DeepMind and EMBL Release Extensive, Open Database of Predicted Protein Structures

DeepMind and EMBL Release Extensive, Open Database of Predicted Protein Structures
Credit: Karen Arnott, EMBL-EBI

DeepMind, a Google AI offshoot, today announced the public launch of the “most complete and accurate database” yet of predicted protein structures.

The AlphaFold Protein Structure Database was created in collaboration with the European Molecular Biology Laboratory (EMBL). It covers around 20,000 proteins expressed by the human genome and is openly available to the scientific community. In addition, it launches with approximately 350,000 structures from 20 biologically-significant organisms such as E. coli bacteria, the fruit fly Drosophila, mice, zebrafish, the malaria parasite and tuberculosis bacteria.

Today, researchers involved with the project published a paper in Nature that provides the fullest picture of proteins that make up the human proteome. The paper’s lead author is Kathryn Tunyasuvunakool, a senior scientist at DeepMind, and the senior author is Demis Hassabis, DeepMind’s founder and CEO.

“DeepMind’s release of the AlphaFold Protein Structure Database with EMBL, Europe’s flagship organization for molecular biology, is a great leap for biological innovation that demonstrates the impact of interdisciplinary collaboration for scientific progress. With this resource freely and openly available, the scientific community will be able to draw on collective knowledge to accelerate discovery, ushering in a new era for AI-enabled biology,” said Paul Nurse, Nobel Laureate for Physiology or Medicine 2001, director of the Francis Crick Institute, and Chair of the EMBL Science Advisory Committee.

In December 2020, the Critical Assessment of protein Structure Prediction (CASP) crowned DeepMind as the benchmark solution to the 50-year-old grand challenge of protein structure prediction. “This will change medicine.

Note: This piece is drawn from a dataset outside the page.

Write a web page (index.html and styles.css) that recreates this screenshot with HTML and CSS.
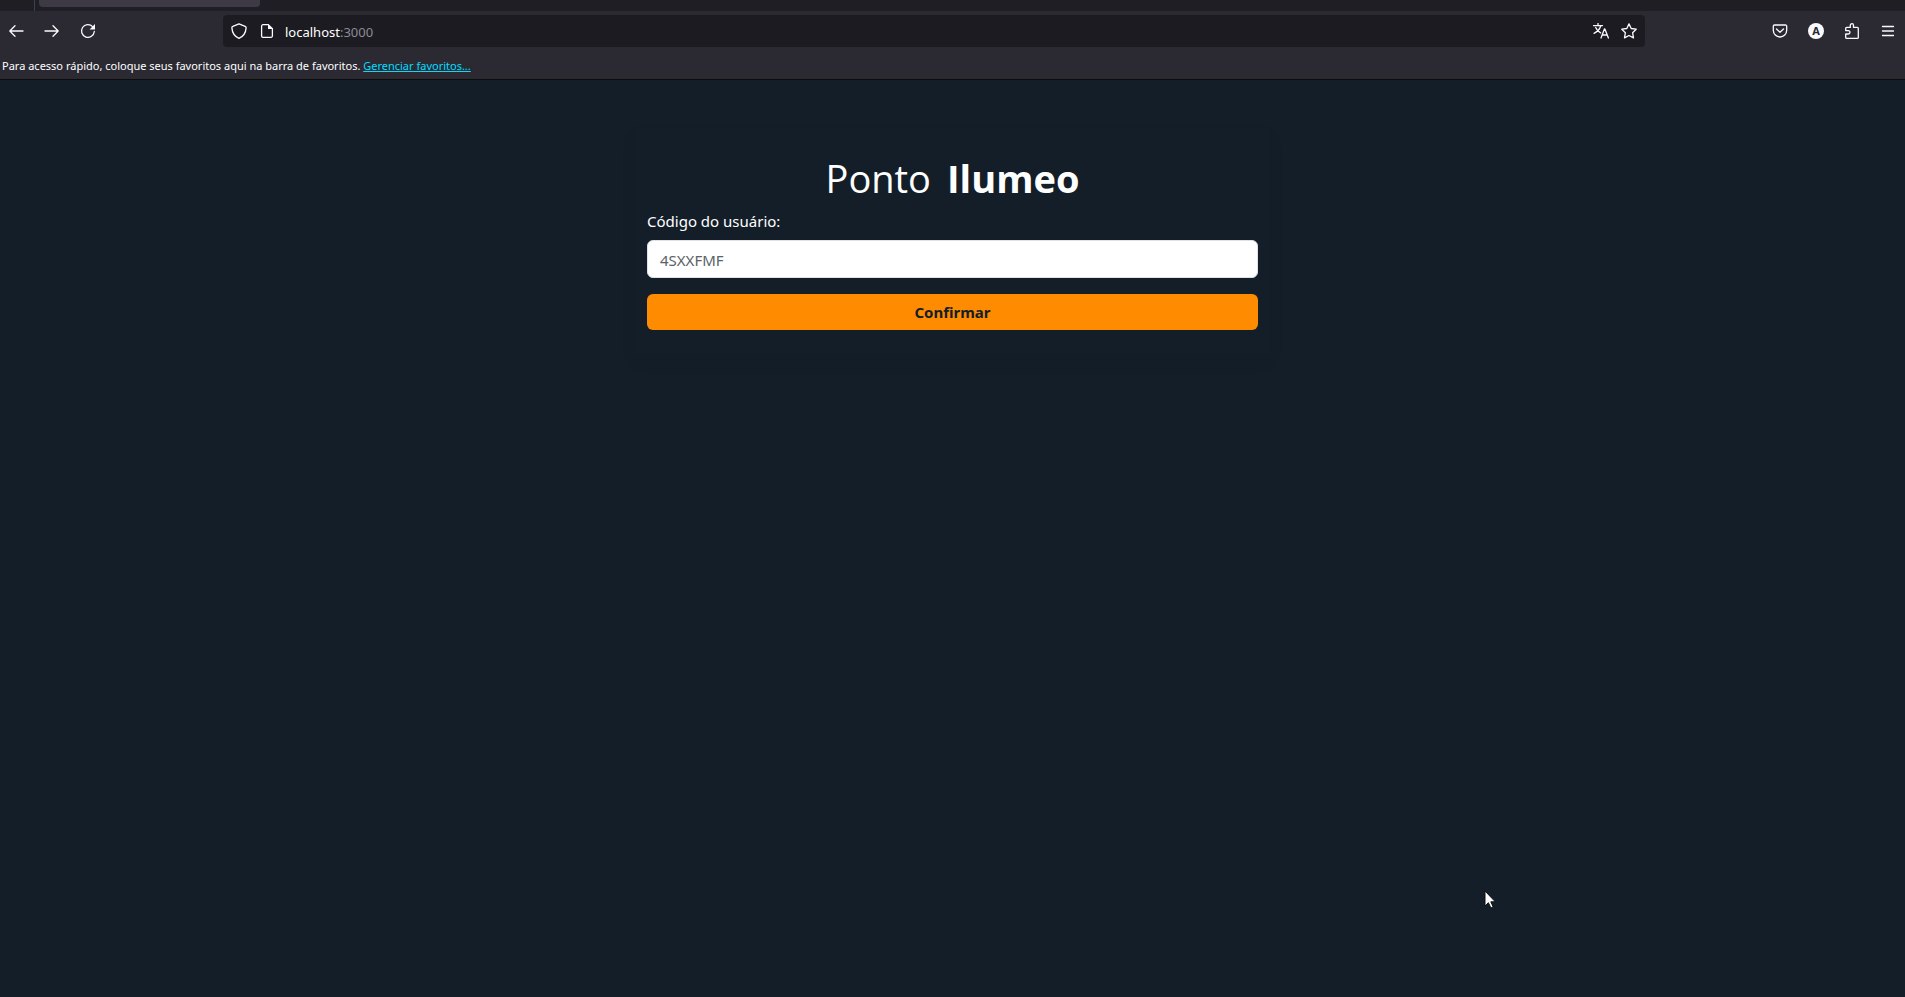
FILE: index.html
```html
<!DOCTYPE html>
<html lang="pt-BR">
<head>
<meta charset="utf-8">
<meta name="viewport" content="width=device-width, initial-scale=1">
<title>Ponto Ilumeo</title>
<link rel="stylesheet" href="styles.css">
</head>
<body>
<div class="browser">
  <div class="tab-strip">
    <span class="tab-divider"></span>
    <span class="tab"></span>
  </div>
  <nav class="toolbar" aria-label="Navegação">
    <div class="nav-buttons">
      <button class="tool" type="button" aria-label="Voltar"><svg class="icon" viewBox="0 0 16 16"><path d="M15 8H1.8M7 2.8 1.8 8 7 13.2"/></svg></button>
      <button class="tool" type="button" aria-label="Avançar"><svg class="icon" viewBox="0 0 16 16"><path d="M1 8h13.2M9 2.8 14.2 8 9 13.2"/></svg></button>
      <button class="tool" type="button" aria-label="Recarregar"><svg class="icon" viewBox="0 0 16 16"><path d="M14.3 8.5A6.4 6.4 0 1 1 12.6 3.6"/><path class="solid" d="M15 1v5.4H9.6z"/></svg></button>
    </div>
    <div class="address">
      <svg class="icon" viewBox="0 0 16 16"><path d="M8 .8 14.2 3.300C15 3.600 15.200 4 15.100 4.900 14.800 9.600 12.400 13.500 8 15.300 3.600 13.500 1.200 9.600.9 4.900.8 4 1 3.600 1.800 3.300z"/></svg>
      <svg class="icon" viewBox="0 0 16 16"><path d="M9.300 1.700H4a1.400 1.400 0 0 0-1.400 1.400v9.800A1.400 1.400 0 0 0 4 14.300h8a1.400 1.400 0 0 0 1.400-1.400V5.800z"/><path class="solid" d="M9 1.300V6h5z"/></svg>
      <span class="url">localhost<span class="port">:3000</span></span>
      <svg class="icon" viewBox="0 0 16 16"><path d="M.5 2.600h9M5 .5v2.100M7.800 2.800C6.800 6 4.400 8.800 1 10.300M2.700 4.500C3.700 7 5.400 8.800 7.600 9.900M8 15l3.400-9h.5l3.500 9M9.300 12h4.800"/></svg>
      <svg class="icon" viewBox="0 0 16 16"><path d="M8 .9 10.200 5.500 15.200 6.200 11.600 9.700 12.500 14.900 8 12.500 3.500 14.900 4.400 9.700.8 6.200 5.800 5.500z"/></svg>
    </div>
    <div class="tool-buttons">
      <button class="tool" type="button" aria-label="Pocket"><svg class="icon" viewBox="0 0 16 16"><path d="M2.500 2h11a1.200 1.200 0 0 1 1.200 1.200v4.100a6.700 6.700 0 0 1-13.400 0V3.200A1.200 1.200 0 0 1 2.500 2z"/><path d="M4.500 6 8 9.300 11.500 6"/></svg></button>
      <button class="tool" type="button" aria-label="Conta"><span class="avatar">A</span></button>
      <button class="tool" type="button" aria-label="Extensões"><svg class="icon" viewBox="0 0 16 16"><path d="M1.700 7.600V5.400a1 1 0 0 1 1-1h3.600V2.300a1.600 1.600 0 0 1 3.200 0v2.100h3.800a1 1 0 0 1 1 1v9a1 1 0 0 1-1 1H2.700a1 1 0 0 1-1-1v-3.400h2.600a1.600 1.600 0 0 0 0-3.400z"/></svg></button>
      <button class="tool" type="button" aria-label="Menu"><svg class="icon" viewBox="0 0 16 16"><path d="M2.500 3.500h11M2.500 8h11M2.500 12.500h11"/></svg></button>
    </div>
  </nav>
  <div class="bookmarks">Para acesso rápido, coloque seus favoritos aqui na barra de favoritos. <a href="#">Gerenciar favoritos...</a></div>
</div>
<main class="page">
  <form class="card">
    <h1 class="title"><span>Ponto</span><strong>Ilumeo</strong></h1>
    <label class="label" for="code">Código do usuário:</label>
    <input class="field" id="code" type="text" placeholder="4SXXFMF">
    <button class="submit" type="button">Confirmar</button>
  </form>
</main>
<svg class="pointer" viewBox="0 0 12 19" aria-hidden="true"><path d="M1 1v15l3.400-3.300 2.500 5.300 2.300-1-2.400-5.200H11.300z"/></svg>
</body>
</html>
```
FILE: styles.css
```css
* {
  box-sizing: border-box;
}

body {
  margin: 0;
  min-height: 100vh;
  display: flex;
  flex-direction: column;
  background: #141e29;
  color: #fff;
  font: 15px/24px "Noto Sans", "Open Sans", sans-serif;
}

.browser {
  background: #2b2a33;
  border-bottom: 1px solid #0c0c0d;
}

.tab-strip {
  display: flex;
  height: 11px;
  padding-left: 34px;
  gap: 4px;
  background: #1f1e25;
}

.tab-divider {
  width: 1px;
  background: #3a4450;
}

.tab {
  width: 221px;
  height: 7px;
  border-radius: 0 0 4px 4px;
  background: #3d3a46;
}

.toolbar {
  display: flex;
  align-items: center;
  justify-content: space-between;
  height: 40px;
  padding-right: 1px;
}

.nav-buttons,
.tool-buttons {
  display: flex;
  gap: 4px;
}

.tool {
  display: grid;
  place-items: center;
  width: 32px;
  height: 32px;
  padding: 0;
  border: 0;
  background: none;
  color: inherit;
}

.icon {
  flex: none;
  width: 16px;
  height: 16px;
  fill: none;
  stroke: #fbfbfe;
  stroke-width: 1.3;
  stroke-linecap: round;
  stroke-linejoin: round;
}

.icon .solid {
  fill: #fbfbfe;
  stroke: none;
}

.avatar {
  width: 16px;
  height: 16px;
  border-radius: 50%;
  background: #fbfbfe;
  color: #2b2a33;
  font: bold 11px/16px "Noto Sans", sans-serif;
}

.address {
  display: flex;
  align-items: center;
  gap: 12px;
  flex: 1;
  height: 32px;
  margin: 0 119px;
  padding: 0 8px;
  border-radius: 4px;
  background: #1c1b22;
}

.url {
  flex: 1;
  margin-left: -2px;
  padding-top: 2px;
  font-size: 13px;
}

.port {
  color: #8c8b93;
}

.bookmarks {
  height: 28px;
  padding-left: 2px;
  font-size: 11px;
  line-height: 30px;
}

.bookmarks a {
  color: #00ddff;
}

.page {
  flex: 1;
  padding-top: 48px;
}

.card {
  display: flex;
  flex-direction: column;
  width: 33.3333%;
  margin: 0 auto;
  padding: 26px 12px 24px;
  box-shadow: 0 8px 16px rgba(0, 0, 0, 0.05);
}

.title {
  display: flex;
  justify-content: center;
  gap: 16px;
  margin: 0 0 7px;
  font-family: "Open Sans", "Noto Sans", sans-serif;
  font-size: 38px;
  line-height: 48px;
  font-weight: 400;
}

.title strong {
  font-weight: 700;
}

.label {
  margin-bottom: 7px;
}

.field {
  height: 38px;
  margin-bottom: 16px;
  padding: 8px 12px 6px;
  border: 1px solid #dee2e6;
  border-radius: 6px;
  background: #fff;
  color: #212529;
  font: inherit;
}

.field::placeholder {
  color: #5c6267;
  opacity: 1;
}

.submit {
  height: 36px;
  padding: 6px 12px;
  border: 0;
  border-radius: 6px;
  background: #ff8c00;
  color: #141e29;
  font: inherit;
  font-weight: 700;
}

.pointer {
  position: absolute;
  left: 77.9%;
  top: 890px;
  width: 12px;
  height: 19px;
  fill: #fff;
  stroke: #111;
  stroke-width: 1;
}
```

It will change research. It will change bioengineering. It will change everything,” said Andrei Lupas, an evolutionary biologist at the Max Planck Institute for Developmental Biology in Tübingen, Germany, who was one of the experts that assessed the performance of different teams in the CASP challenge.

The AlphaFold Protein Structure Database more than doubles the number of high-accuracy human protein structures available to researchers. The ability to predict a protein’s shape computationally from its amino acid sequence – rather than determining it experimentally through years of laborious and often costly techniques – is already helping scientists to achieve in months what previously took years.

“AlphaFold’s predictions have helped accelerate our research into antibiotic resistance by finally solving experimental data that we’ve been stuck on for more than 10 years. The predictions were so accurate and precise that I initially thought I might have done something wrong with the setup!” says professor Marcelo Sousa, department of biochemistry, University of Colorado Boulder, one of the partners already using the database.

“The AlphaFold database is a perfect example of the virtuous circle of open science,” said EMBL Director General Edith Heard. “AlphaFold was trained using data from public resources built by the scientific community so it makes sense for its predictions to be public. Sharing AlphaFold predictions openly and freely will empower researchers everywhere to gain new insights and drive discovery.”

AlphaFold is already being used by partners such as the Drugs for Neglected Diseases Initiative (DNDi), the Centre for Enzyme Innovation (CEI), University of Colorado Boulder, and University of California San Francisco, which has used the database to study SARS-CoV-2 biology.

“This will be one of the most important datasets since the mapping of the Human Genome,” said EMBL Deputy Director General, and EMBL-EBI Director Ewan Birney. “Making AlphaFold predictions accessible to the international scientific community opens up so many new research avenues, from neglected diseases to new enzymes for biotechnology and everything in between. This is a great new scientific tool, which complements existing technologies, and will allow us to push the boundaries of our understanding of the world.”

The database and system will be periodically updated and the team plans to vastly expand the coverage to almost every sequenced protein known to science – over 100 million structures covering most of the UniProt reference database.

The methodology behind AlphaFold is reported in last week’s Nature. The open-source code to AlphaFold is also available for interested parties. The structures, as noted, are available at EMBL-EBI’s searchable database, which is open and free to all.